## Data in this exercise
•••

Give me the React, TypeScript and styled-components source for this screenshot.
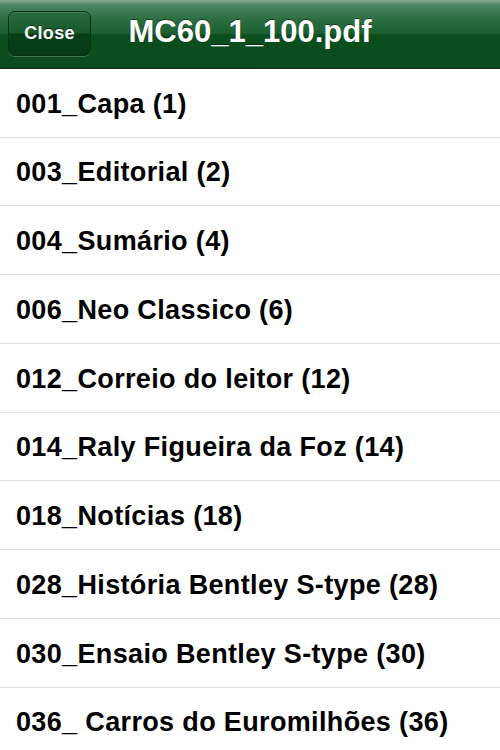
import React from "react";
import styled, { createGlobalStyle } from "styled-components";

const Global = createGlobalStyle`
  html, body { margin: 0; padding: 0; background: #ffffff; }
  body { font-family: "Liberation Sans", Arial, sans-serif; -webkit-font-smoothing: antialiased; }
`;

const Screen = styled.div`
  width: 500px;
  height: 750px;
  overflow: hidden;
  display: flex;
  flex-direction: column;
  background: #ffffff;
`;

const NavBar = styled.header`
  position: relative;
  flex: 0 0 auto;
  box-sizing: border-box;
  height: 68.75px;
  padding-bottom: 4px;
  border-bottom: 1px solid #1a2a1e;
  display: flex;
  align-items: center;
  justify-content: center;
  background: linear-gradient(
    to bottom,
    #84aa90 0%,
    #4d8560 8%,
    #2c6e42 28%,
    #1a5e30 50%,
    #0b4e1d 51%,
    #0a4c1b 100%
  );
`;

const CloseButton = styled.button`
  position: absolute;
  left: 8px;
  top: 11px;
  width: 83px;
  height: 45px;
  border-radius: 7px;
  border: 1px solid #0a2f14;
  box-shadow: 0 1px 0 rgba(255, 255, 255, 0.22), inset 0 1px 0 rgba(255, 255, 255, 0.12);
  background: linear-gradient(to bottom, #2a6a3c 0%, #195a2c 48%, #063f17 52%, #053a15 100%);
  color: #ffffff;
  font-family: "Liberation Sans", Arial, sans-serif;
  font-weight: bold;
  font-size: 18px;
  letter-spacing: 0.3px;
  text-shadow: 0 -1px 0 rgba(0, 0, 0, 0.5);
  padding: 0;
  cursor: pointer;
`;

const Title = styled.h1`
  margin: 0;
  color: #ffffff;
  font-family: "Liberation Sans", Arial, sans-serif;
  font-weight: bold;
  font-size: 31px;
  text-shadow: 0 -1px 0 rgba(0, 0, 0, 0.45);
  letter-spacing: 0;
`;

const List = styled.ul`
  list-style: none;
  margin: 0;
  padding: 0;
  flex: 1 1 auto;
`;

const Row = styled.li`
  box-sizing: border-box;
  height: 68.75px;
  border-bottom: 1px solid #e0e0e0;
  display: flex;
  align-items: center;
  padding: 3px 0 0 16px;
  font-family: "Liberation Sans", Arial, sans-serif;
  font-weight: bold;
  font-size: 27px;
  letter-spacing: 0.35px;
  color: #000000;
  white-space: nowrap;
`;

const items = [
  "001_Capa (1)",
  "003_Editorial (2)",
  "004_Sumário (4)",
  "006_Neo Classico (6)",
  "012_Correio do leitor (12)",
  "014_Raly Figueira da Foz (14)",
  "018_Notícias (18)",
  "028_História Bentley S-type (28)",
  "030_Ensaio Bentley S-type (30)",
  "036_ Carros do Euromilhões (36)",
];

export default function App() {
  return (
    <Screen>
      <Global />
      <NavBar>
        <CloseButton>Close</CloseButton>
        <Title>MC60_1_100.pdf</Title>
      </NavBar>
      <List>
        {items.map((t) => (
          <Row key={t}>{t}</Row>
        ))}
      </List>
    </Screen>
  );
}
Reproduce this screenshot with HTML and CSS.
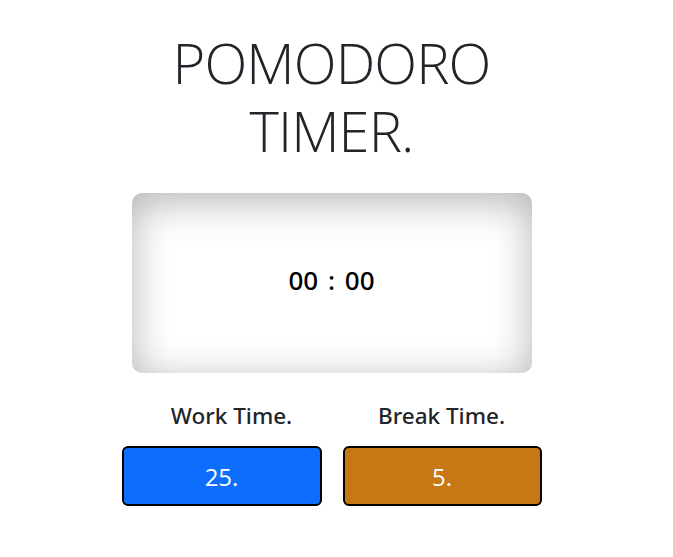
FILE: index.html
```html
<!DOCTYPE html>
<html lang="en">
<head>
<meta charset="utf-8">
<title>Pomodoro Timer</title>
<link rel="stylesheet" href="styles.css">
</head>
<body>
<main class="page">
  <h1 class="title">POMODORO<br>TIMER.</h1>
  <div class="timer"><span class="time">00 : 00</span></div>
  <div class="labels">
    <h4 class="label">Work Time.</h4>
    <h4 class="label">Break Time.</h4>
  </div>
  <div class="buttons">
    <button class="btn btn-work">25.</button>
    <button class="btn btn-break">5.</button>
  </div>
</main>
</body>
</html>
```
FILE: styles.css
```css
* { box-sizing: border-box; }
html, body { margin: 0; padding: 0; background: #fff; }
body {
  font-family: "Open Sans", "Noto Sans", "Liberation Sans", sans-serif;
  color: #212529;
}
.page {
  display: flex;
  flex-direction: column;
  align-items: center;
  padding: 29px 10px 0 0;
}
.title {
  margin: 0;
  font-size: 56px;
  font-weight: 300;
  line-height: 67.5px;
  letter-spacing: -0.9px;
  text-align: center;
  color: #212529;
}
.timer {
  margin-top: 29px;
  width: 400px;
  height: 180px;
  padding-bottom: 7px;
  border-radius: 10px;
  box-shadow: inset 0 8px 40px rgba(0, 0, 0, 0.3);
  display: flex;
  align-items: center;
  justify-content: center;
}
.time {
  font-family: "Noto Sans", "Open Sans", sans-serif;
  font-size: 26px;
  font-weight: 500;
  word-spacing: 3px;
  color: #000;
}
.labels {
  margin: 29px -10px 0 0;
  display: flex;
}
.label {
  margin: 0;
  width: 210px;
  text-align: center;
  font-family: "Noto Sans", "Open Sans", sans-serif;
  font-size: 22.5px;
  font-weight: 500;
  line-height: 27px;
}
.buttons {
  margin-top: 17px;
  width: 420px;
  display: flex;
  gap: 21px;
}
.btn {
  width: 200px;
  height: 60px;
  border: 2px solid #000;
  border-radius: 6px;
  color: #fff;
  font-family: inherit;
  font-size: 24px;
  font-weight: 400;
  padding: 0;
}
.btn-work { background: #0d6efd; }
.btn-break { background: #c77814; width: 199px; }
```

•••

All of the records above must be copied exactly, except for the pictures.

## Solved exercise
Give me the React, TypeScript and styled-components source for this screenshot.
import React from "react";
import styled, { createGlobalStyle } from "styled-components";

const Global = createGlobalStyle`
  html, body { margin: 0; padding: 0; background: #ffffff; }
  body { font-family: "Liberation Sans", Arial, sans-serif; -webkit-font-smoothing: antialiased; }
`;

const Screen = styled.div`
  width: 500px;
  height: 750px;
  overflow: hidden;
  display: flex;
  flex-direction: column;
  background: #ffffff;
`;

const NavBar = styled.header`
  position: relative;
  flex: 0 0 auto;
  box-sizing: border-box;
  height: 68.75px;
  padding-bottom: 4px;
  border-bottom: 1px solid #1a2a1e;
  display: flex;
  align-items: center;
  justify-content: center;
  background: linear-gradient(
    to bottom,
    #84aa90 0%,
    #4d8560 8%,
    #2c6e42 28%,
    #1a5e30 50%,
    #0b4e1d 51%,
    #0a4c1b 100%
  );
`;

const CloseButton = styled.button`
  position: absolute;
  left: 8px;
  top: 11px;
  width: 83px;
  height: 45px;
  border-radius: 7px;
  border: 1px solid #0a2f14;
  box-shadow: 0 1px 0 rgba(255, 255, 255, 0.22), inset 0 1px 0 rgba(255, 255, 255, 0.12);
  background: linear-gradient(to bottom, #2a6a3c 0%, #195a2c 48%, #063f17 52%, #053a15 100%);
  color: #ffffff;
  font-family: "Liberation Sans", Arial, sans-serif;
  font-weight: bold;
  font-size: 18px;
  letter-spacing: 0.3px;
  text-shadow: 0 -1px 0 rgba(0, 0, 0, 0.5);
  padding: 0;
  cursor: pointer;
`;

const Title = styled.h1`
  margin: 0;
  color: #ffffff;
  font-family: "Liberation Sans", Arial, sans-serif;
  font-weight: bold;
  font-size: 31px;
  text-shadow: 0 -1px 0 rgba(0, 0, 0, 0.45);
  letter-spacing: 0;
`;

const List = styled.ul`
  list-style: none;
  margin: 0;
  padding: 0;
  flex: 1 1 auto;
`;

const Row = styled.li`
  box-sizing: border-box;
  height: 68.75px;
  border-bottom: 1px solid #e0e0e0;
  display: flex;
  align-items: center;
  padding: 3px 0 0 16px;
  font-family: "Liberation Sans", Arial, sans-serif;
  font-weight: bold;
  font-size: 27px;
  letter-spacing: 0.35px;
  color: #000000;
  white-space: nowrap;
`;

const items = [
  "001_Capa (1)",
  "003_Editorial (2)",
  "004_Sumário (4)",
  "006_Neo Classico (6)",
  "012_Correio do leitor (12)",
  "014_Raly Figueira da Foz (14)",
  "018_Notícias (18)",
  "028_História Bentley S-type (28)",
  "030_Ensaio Bentley S-type (30)",
  "036_ Carros do Euromilhões (36)",
];

export default function App() {
  return (
    <Screen>
      <Global />
      <NavBar>
        <CloseButton>Close</CloseButton>
        <Title>MC60_1_100.pdf</Title>
      </NavBar>
      <List>
        {items.map((t) => (
          <Row key={t}>{t}</Row>
        ))}
      </List>
    </Screen>
  );
}
Reproduce this screenshot with HTML and CSS.
FILE: index.html
```html
<!DOCTYPE html>
<html lang="en">
<head>
<meta charset="utf-8">
<title>Pomodoro Timer</title>
<link rel="stylesheet" href="styles.css">
</head>
<body>
<main class="page">
  <h1 class="title">POMODORO<br>TIMER.</h1>
  <div class="timer"><span class="time">00 : 00</span></div>
  <div class="labels">
    <h4 class="label">Work Time.</h4>
    <h4 class="label">Break Time.</h4>
  </div>
  <div class="buttons">
    <button class="btn btn-work">25.</button>
    <button class="btn btn-break">5.</button>
  </div>
</main>
</body>
</html>
```
FILE: styles.css
```css
* { box-sizing: border-box; }
html, body { margin: 0; padding: 0; background: #fff; }
body {
  font-family: "Open Sans", "Noto Sans", "Liberation Sans", sans-serif;
  color: #212529;
}
.page {
  display: flex;
  flex-direction: column;
  align-items: center;
  padding: 29px 10px 0 0;
}
.title {
  margin: 0;
  font-size: 56px;
  font-weight: 300;
  line-height: 67.5px;
  letter-spacing: -0.9px;
  text-align: center;
  color: #212529;
}
.timer {
  margin-top: 29px;
  width: 400px;
  height: 180px;
  padding-bottom: 7px;
  border-radius: 10px;
  box-shadow: inset 0 8px 40px rgba(0, 0, 0, 0.3);
  display: flex;
  align-items: center;
  justify-content: center;
}
.time {
  font-family: "Noto Sans", "Open Sans", sans-serif;
  font-size: 26px;
  font-weight: 500;
  word-spacing: 3px;
  color: #000;
}
.labels {
  margin: 29px -10px 0 0;
  display: flex;
}
.label {
  margin: 0;
  width: 210px;
  text-align: center;
  font-family: "Noto Sans", "Open Sans", sans-serif;
  font-size: 22.5px;
  font-weight: 500;
  line-height: 27px;
}
.buttons {
  margin-top: 17px;
  width: 420px;
  display: flex;
  gap: 21px;
}
.btn {
  width: 200px;
  height: 60px;
  border: 2px solid #000;
  border-radius: 6px;
  color: #fff;
  font-family: inherit;
  font-size: 24px;
  font-weight: 400;
  padding: 0;
}
.btn-work { background: #0d6efd; }
.btn-break { background: #c77814; width: 199px; }
```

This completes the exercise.